What you will do
Give the count of lines containing the string "index", with no other output.

Given material

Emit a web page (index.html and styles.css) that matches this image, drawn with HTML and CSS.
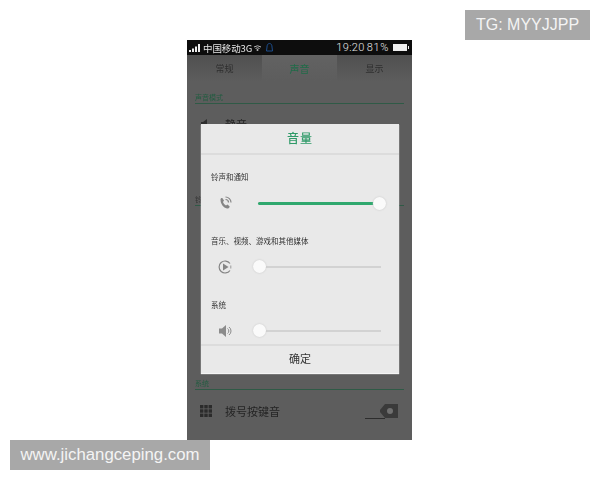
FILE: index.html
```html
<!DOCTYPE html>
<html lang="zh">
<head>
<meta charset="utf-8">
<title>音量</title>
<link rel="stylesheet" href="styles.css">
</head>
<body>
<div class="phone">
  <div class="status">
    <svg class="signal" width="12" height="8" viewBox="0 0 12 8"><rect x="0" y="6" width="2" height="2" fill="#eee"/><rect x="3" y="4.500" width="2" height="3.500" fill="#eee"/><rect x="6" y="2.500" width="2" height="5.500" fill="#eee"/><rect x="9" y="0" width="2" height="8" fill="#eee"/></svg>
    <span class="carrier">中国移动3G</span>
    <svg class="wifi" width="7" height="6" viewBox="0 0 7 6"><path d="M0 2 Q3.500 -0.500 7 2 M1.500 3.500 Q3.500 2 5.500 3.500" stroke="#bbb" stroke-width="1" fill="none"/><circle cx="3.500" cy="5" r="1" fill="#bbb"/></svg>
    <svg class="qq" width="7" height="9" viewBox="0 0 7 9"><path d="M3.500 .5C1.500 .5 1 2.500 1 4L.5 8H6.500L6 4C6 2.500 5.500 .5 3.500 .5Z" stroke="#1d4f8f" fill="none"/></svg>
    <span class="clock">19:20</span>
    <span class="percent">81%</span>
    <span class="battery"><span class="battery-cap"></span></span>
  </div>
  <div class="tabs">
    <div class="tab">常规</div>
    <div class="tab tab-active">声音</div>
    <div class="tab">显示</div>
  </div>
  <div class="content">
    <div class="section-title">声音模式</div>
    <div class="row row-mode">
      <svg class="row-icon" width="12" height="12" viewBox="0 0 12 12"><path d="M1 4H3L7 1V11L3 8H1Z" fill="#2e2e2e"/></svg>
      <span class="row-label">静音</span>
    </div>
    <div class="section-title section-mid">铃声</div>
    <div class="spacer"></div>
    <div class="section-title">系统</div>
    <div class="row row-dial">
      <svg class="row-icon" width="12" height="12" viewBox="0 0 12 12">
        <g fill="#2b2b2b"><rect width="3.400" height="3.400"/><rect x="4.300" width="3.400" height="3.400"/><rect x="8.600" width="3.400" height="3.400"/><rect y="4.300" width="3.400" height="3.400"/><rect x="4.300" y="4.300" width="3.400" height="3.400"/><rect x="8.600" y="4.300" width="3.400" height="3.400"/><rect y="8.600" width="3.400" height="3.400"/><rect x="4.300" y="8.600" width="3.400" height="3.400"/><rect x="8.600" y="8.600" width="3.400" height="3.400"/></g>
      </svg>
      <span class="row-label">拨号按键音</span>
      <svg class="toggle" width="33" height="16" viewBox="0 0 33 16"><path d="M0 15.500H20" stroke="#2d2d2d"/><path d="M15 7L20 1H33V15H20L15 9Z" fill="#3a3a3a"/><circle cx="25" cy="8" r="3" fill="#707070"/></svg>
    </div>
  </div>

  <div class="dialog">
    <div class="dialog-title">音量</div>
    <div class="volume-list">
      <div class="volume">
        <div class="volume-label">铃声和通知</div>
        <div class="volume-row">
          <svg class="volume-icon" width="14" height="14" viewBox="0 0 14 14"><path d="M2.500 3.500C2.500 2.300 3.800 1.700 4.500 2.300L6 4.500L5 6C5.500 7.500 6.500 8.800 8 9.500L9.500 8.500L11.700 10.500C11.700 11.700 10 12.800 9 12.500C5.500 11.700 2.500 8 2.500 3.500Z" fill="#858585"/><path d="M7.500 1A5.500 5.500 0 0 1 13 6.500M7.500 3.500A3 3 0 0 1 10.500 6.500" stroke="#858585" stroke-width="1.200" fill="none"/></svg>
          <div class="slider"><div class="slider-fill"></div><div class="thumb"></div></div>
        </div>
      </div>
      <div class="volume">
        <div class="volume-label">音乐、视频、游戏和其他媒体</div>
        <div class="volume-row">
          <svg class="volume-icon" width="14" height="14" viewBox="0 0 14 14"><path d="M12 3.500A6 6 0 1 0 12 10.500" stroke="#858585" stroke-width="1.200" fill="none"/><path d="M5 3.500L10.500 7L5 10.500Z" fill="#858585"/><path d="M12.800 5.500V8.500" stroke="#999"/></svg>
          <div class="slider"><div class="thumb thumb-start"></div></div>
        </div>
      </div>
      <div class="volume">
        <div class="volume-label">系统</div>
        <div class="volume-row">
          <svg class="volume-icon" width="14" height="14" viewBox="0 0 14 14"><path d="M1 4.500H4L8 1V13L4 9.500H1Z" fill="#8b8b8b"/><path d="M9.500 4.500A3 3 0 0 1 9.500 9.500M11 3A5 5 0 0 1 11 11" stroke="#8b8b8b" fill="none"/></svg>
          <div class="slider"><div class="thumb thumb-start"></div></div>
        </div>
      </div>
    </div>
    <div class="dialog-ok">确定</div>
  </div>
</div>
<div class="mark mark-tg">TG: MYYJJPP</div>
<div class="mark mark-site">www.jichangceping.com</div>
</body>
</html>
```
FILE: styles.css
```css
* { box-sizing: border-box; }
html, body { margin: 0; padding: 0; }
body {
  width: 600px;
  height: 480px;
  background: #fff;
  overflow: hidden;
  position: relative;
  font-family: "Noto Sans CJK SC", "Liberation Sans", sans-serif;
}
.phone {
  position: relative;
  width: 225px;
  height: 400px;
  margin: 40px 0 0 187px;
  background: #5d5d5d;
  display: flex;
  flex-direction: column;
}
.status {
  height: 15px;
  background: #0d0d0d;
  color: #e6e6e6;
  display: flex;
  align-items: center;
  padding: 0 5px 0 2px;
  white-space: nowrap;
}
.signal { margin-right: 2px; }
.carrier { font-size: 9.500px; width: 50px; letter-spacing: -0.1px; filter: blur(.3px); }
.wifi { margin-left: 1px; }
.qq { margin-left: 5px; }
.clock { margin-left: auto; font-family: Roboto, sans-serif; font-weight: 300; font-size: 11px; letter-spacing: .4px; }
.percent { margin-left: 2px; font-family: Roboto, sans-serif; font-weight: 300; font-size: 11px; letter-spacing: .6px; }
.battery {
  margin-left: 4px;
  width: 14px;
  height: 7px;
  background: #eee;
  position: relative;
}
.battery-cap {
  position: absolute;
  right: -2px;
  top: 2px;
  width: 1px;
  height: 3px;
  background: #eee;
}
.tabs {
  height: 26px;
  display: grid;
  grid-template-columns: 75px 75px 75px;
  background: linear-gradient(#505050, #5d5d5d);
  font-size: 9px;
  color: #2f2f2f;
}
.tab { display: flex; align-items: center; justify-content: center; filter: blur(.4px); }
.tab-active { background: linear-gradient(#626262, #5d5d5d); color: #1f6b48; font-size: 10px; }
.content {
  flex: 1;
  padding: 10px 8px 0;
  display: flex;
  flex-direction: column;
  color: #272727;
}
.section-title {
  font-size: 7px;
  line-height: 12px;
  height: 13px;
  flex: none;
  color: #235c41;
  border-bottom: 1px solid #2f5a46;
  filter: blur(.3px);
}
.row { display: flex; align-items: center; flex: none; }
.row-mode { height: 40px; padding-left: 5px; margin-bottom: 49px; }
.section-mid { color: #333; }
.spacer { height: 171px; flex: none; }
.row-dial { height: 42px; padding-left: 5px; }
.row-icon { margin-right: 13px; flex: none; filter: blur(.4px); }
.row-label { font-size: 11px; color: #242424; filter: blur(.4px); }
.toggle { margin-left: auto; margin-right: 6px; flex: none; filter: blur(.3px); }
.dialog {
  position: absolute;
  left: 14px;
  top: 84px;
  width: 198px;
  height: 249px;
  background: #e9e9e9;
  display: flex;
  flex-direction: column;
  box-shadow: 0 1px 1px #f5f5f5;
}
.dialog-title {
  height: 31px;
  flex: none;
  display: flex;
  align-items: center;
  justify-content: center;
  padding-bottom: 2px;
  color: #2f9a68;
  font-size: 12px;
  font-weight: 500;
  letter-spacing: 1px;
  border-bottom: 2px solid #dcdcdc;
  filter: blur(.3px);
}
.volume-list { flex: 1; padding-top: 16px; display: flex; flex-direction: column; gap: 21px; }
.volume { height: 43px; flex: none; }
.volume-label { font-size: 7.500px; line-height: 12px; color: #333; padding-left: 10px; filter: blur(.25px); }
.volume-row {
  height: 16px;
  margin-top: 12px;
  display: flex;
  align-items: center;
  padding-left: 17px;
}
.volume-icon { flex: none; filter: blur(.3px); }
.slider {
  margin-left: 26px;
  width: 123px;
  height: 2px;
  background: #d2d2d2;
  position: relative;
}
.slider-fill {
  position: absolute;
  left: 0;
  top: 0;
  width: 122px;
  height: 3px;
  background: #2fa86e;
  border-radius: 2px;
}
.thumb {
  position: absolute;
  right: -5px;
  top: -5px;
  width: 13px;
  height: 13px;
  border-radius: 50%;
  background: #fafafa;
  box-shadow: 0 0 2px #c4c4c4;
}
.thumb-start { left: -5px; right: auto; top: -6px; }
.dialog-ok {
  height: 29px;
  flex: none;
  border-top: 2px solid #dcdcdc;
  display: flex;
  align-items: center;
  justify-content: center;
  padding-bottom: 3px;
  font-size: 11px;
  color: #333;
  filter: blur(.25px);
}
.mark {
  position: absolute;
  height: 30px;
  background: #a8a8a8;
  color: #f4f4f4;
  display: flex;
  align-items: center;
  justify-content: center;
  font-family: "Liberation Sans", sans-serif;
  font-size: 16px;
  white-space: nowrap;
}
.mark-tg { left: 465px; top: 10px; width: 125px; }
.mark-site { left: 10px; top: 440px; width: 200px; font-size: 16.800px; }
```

Task answer
2